▸ **Provided records**
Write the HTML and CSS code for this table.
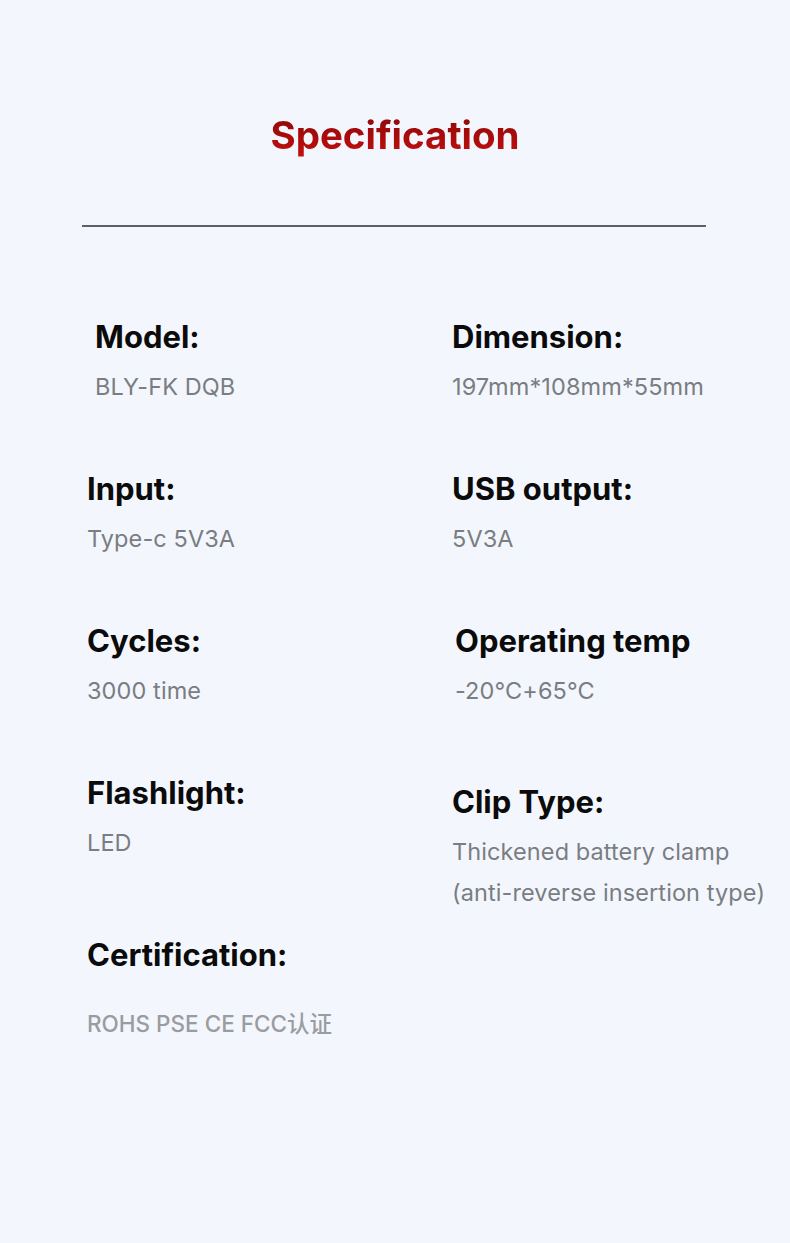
FILE: index.html
```html
<!DOCTYPE html>
<html>
<head>
<meta charset="utf-8">
<link rel="stylesheet" href="styles.css">
</head>
<body>
<div class="page">
  <h1 class="title">Specification</h1>
  <div class="rule"></div>
  <div class="specs">
    <div class="row">
      <div class="cell shift-model">
        <div class="label">Model:</div>
        <div class="value">BLY-FK DQB</div>
      </div>
      <div class="cell right">
        <div class="label">Dimension:</div>
        <div class="value">197mm*108mm*55mm</div>
      </div>
    </div>
    <div class="row">
      <div class="cell">
        <div class="label">Input:</div>
        <div class="value">Type-c 5V3A</div>
      </div>
      <div class="cell right">
        <div class="label">USB output:</div>
        <div class="value">5V3A</div>
      </div>
    </div>
    <div class="row">
      <div class="cell">
        <div class="label">Cycles:</div>
        <div class="value">3000 time</div>
      </div>
      <div class="cell right shift-temp">
        <div class="label">Operating temp</div>
        <div class="value">-20°C+65°C</div>
      </div>
    </div>
    <div class="row">
      <div class="cell">
        <div class="label">Flashlight:</div>
        <div class="value">LED</div>
      </div>
      <div class="cell right drop">
        <div class="label">Clip Type:</div>
        <div class="value">Thickened battery clamp<br>(anti-reverse insertion type)</div>
      </div>
    </div>
    <div class="row cert">
      <div class="cell">
        <div class="label">Certification:</div>
        <div class="value cert-value">ROHS PSE CE FCC认证</div>
      </div>
    </div>
  </div>
</div>
</body>
</html>
```

FILE: styles.css
```css
html, body {
  margin: 0;
  padding: 0;
  background: #f3f7fd;
}
.page {
  width: 790px;
  height: 1243px;
  font-family: Inter, "Noto Sans", "Noto Sans CJK SC", sans-serif;
  padding-top: 110px;
  box-sizing: border-box;
}
.title {
  margin: 0;
  text-align: center;
  font-size: 38.5px;
  line-height: 50px;
  font-weight: 700;
  letter-spacing: 0;
  background: linear-gradient(180deg, #860808 0%, #a80b0b 50%, #c81010 100%);
  -webkit-background-clip: text;
  background-clip: text;
  color: transparent;
  width: 260px;
  margin-left: 265px;
}
.rule {
  margin-top: 65px;
  margin-left: 82px;
  width: 624px;
  height: 1.5px;
  background: #5b5f66;
}
.specs {
  margin-top: 90px;
  padding-left: 87px;
}
.row {
  display: flex;
  height: 152px;
}
.row.cert {
  height: auto;
  margin-top: 10px;
}
.cell {
  width: 365px;
}
.cell.right {
  width: auto;
}
.shift-model {
  padding-left: 8px;
  width: 357px;
}
.shift-temp {
  padding-left: 3px;
}
.drop {
  padding-top: 9px;
}
.label {
  font-size: 31px;
  line-height: 40px;
  font-weight: 700;
  color: #0b0b0b;
  letter-spacing: 0;
}
.value {
  margin-top: 9px;
  font-size: 23.5px;
  line-height: 41px;
  color: #7a7d82;
  font-weight: 400;
  letter-spacing: 0.1px;
}
.cert-value {
  margin-top: 28px;
  font-size: 22.5px;
  color: #9a9ca0;
  font-weight: 500;
  letter-spacing: 0;
}
```
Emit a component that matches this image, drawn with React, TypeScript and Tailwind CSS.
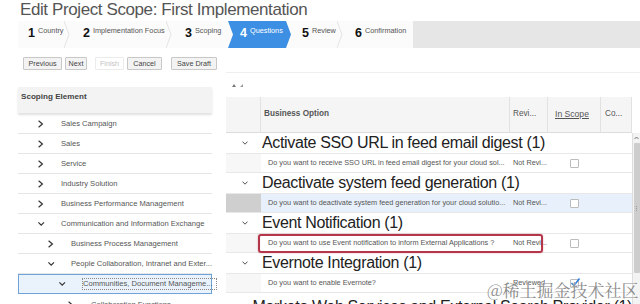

▸ **What needs to be done**
Above are the records; reproduce them exactly and leave out the pictures.

▸ **Response to the task**
Write the HTML and CSS code for this table.
FILE: index.html
```html
<!DOCTYPE html>
<html>
<head>
<meta charset="utf-8">
<link rel="stylesheet" href="styles.css">
</head>
<body>
<div class="page">
  <h1 class="title">Specification</h1>
  <div class="rule"></div>
  <div class="specs">
    <div class="row">
      <div class="cell shift-model">
        <div class="label">Model:</div>
        <div class="value">BLY-FK DQB</div>
      </div>
      <div class="cell right">
        <div class="label">Dimension:</div>
        <div class="value">197mm*108mm*55mm</div>
      </div>
    </div>
    <div class="row">
      <div class="cell">
        <div class="label">Input:</div>
        <div class="value">Type-c 5V3A</div>
      </div>
      <div class="cell right">
        <div class="label">USB output:</div>
        <div class="value">5V3A</div>
      </div>
    </div>
    <div class="row">
      <div class="cell">
        <div class="label">Cycles:</div>
        <div class="value">3000 time</div>
      </div>
      <div class="cell right shift-temp">
        <div class="label">Operating temp</div>
        <div class="value">-20°C+65°C</div>
      </div>
    </div>
    <div class="row">
      <div class="cell">
        <div class="label">Flashlight:</div>
        <div class="value">LED</div>
      </div>
      <div class="cell right drop">
        <div class="label">Clip Type:</div>
        <div class="value">Thickened battery clamp<br>(anti-reverse insertion type)</div>
      </div>
    </div>
    <div class="row cert">
      <div class="cell">
        <div class="label">Certification:</div>
        <div class="value cert-value">ROHS PSE CE FCC认证</div>
      </div>
    </div>
  </div>
</div>
</body>
</html>
```

FILE: styles.css
```css
html, body {
  margin: 0;
  padding: 0;
  background: #f3f7fd;
}
.page {
  width: 790px;
  height: 1243px;
  font-family: Inter, "Noto Sans", "Noto Sans CJK SC", sans-serif;
  padding-top: 110px;
  box-sizing: border-box;
}
.title {
  margin: 0;
  text-align: center;
  font-size: 38.5px;
  line-height: 50px;
  font-weight: 700;
  letter-spacing: 0;
  background: linear-gradient(180deg, #860808 0%, #a80b0b 50%, #c81010 100%);
  -webkit-background-clip: text;
  background-clip: text;
  color: transparent;
  width: 260px;
  margin-left: 265px;
}
.rule {
  margin-top: 65px;
  margin-left: 82px;
  width: 624px;
  height: 1.5px;
  background: #5b5f66;
}
.specs {
  margin-top: 90px;
  padding-left: 87px;
}
.row {
  display: flex;
  height: 152px;
}
.row.cert {
  height: auto;
  margin-top: 10px;
}
.cell {
  width: 365px;
}
.cell.right {
  width: auto;
}
.shift-model {
  padding-left: 8px;
  width: 357px;
}
.shift-temp {
  padding-left: 3px;
}
.drop {
  padding-top: 9px;
}
.label {
  font-size: 31px;
  line-height: 40px;
  font-weight: 700;
  color: #0b0b0b;
  letter-spacing: 0;
}
.value {
  margin-top: 9px;
  font-size: 23.5px;
  line-height: 41px;
  color: #7a7d82;
  font-weight: 400;
  letter-spacing: 0.1px;
}
.cert-value {
  margin-top: 28px;
  font-size: 22.5px;
  color: #9a9ca0;
  font-weight: 500;
  letter-spacing: 0;
}
```
Emit a component that matches this image, drawn with React, TypeScript and Tailwind CSS.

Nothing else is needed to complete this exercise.